Danièle Buys parle avec passion de l'expérience quasi-défunte de l'expérience des nouveaux territoires de l'art, des quartiers lumières, de l'art pour lutter contre l'exclusion, suite à la disparition du cabinet Bérégovoy, et un article inouï d'Alain Peyrefittes qui dénonce cette expérience et la volonté d'assimilation, comparé à un processus digestif (sic) pour lequel le corps social ne disposerait pas d'assez de salive (sic) devant laisser les aliments indigestes (sic) sur le bord de l'assiette (sic). Madame Buys défend les nouveaux territoires de l'Art, qui ne sont pas défendus par le ministère Toubon et préfère parler désormais d'espaces de conquête populaire du champ culturel. Il y a un soucis des artistes de supprimer les médiateurs de l'Art. Attention aux risques d'une telle orientation, mais vive la liberté qu'elle peut permettre !


On assiste presque à une confiscation complète de l'espace culturel par un système institué. Les lieux de débat disparaissent et refluent, hormis, peut être sur le net (NDLR).

L'Art et la Création, contrairement à la Culture, ce serait ce qui pose problème.
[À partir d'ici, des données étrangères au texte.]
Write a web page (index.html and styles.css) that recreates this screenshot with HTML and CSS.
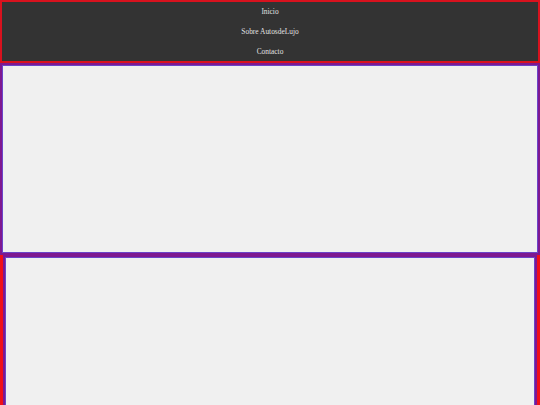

Un intervenant signale un colloque sur la Paix, le 6 juin 2004.

"Eduquer les hommes, c'est réveiller leur courage" - Robespierre. comme quoi les erreurs d'interprétation dont parle Maurice-Ruben Hayoun, ont bien corrompu les milieux révolutionnaires français (de bonnes idées mal interprétées, suivies de traductions souvent désastreuses).

Table ronde animée par François Adibi, secrétaire de la section Culture

En conclusion, il appelle à transcender les thèmes abordés dans les réunions qui vont suivre et à travers les traductions qu'il faudra imaginer dans le cadre de l'éducation populaire.

Il s'agit, face aux mouvements ambiants qui cherchent à minimiser le potentiel de réalisation et d'émancipation de la culture, de transmettre, d'éduquer, de dire, d'être des professeurs es-liberté et es-nouveauté. Des résistants efficaces vis-à-vis du mouvement général actuel qui retire une à une leurs prérogatives à des hommes de plus en plus menacés d'être remplacés par des machines ou des salariés soumis, résignés au moins disant social (NDLR).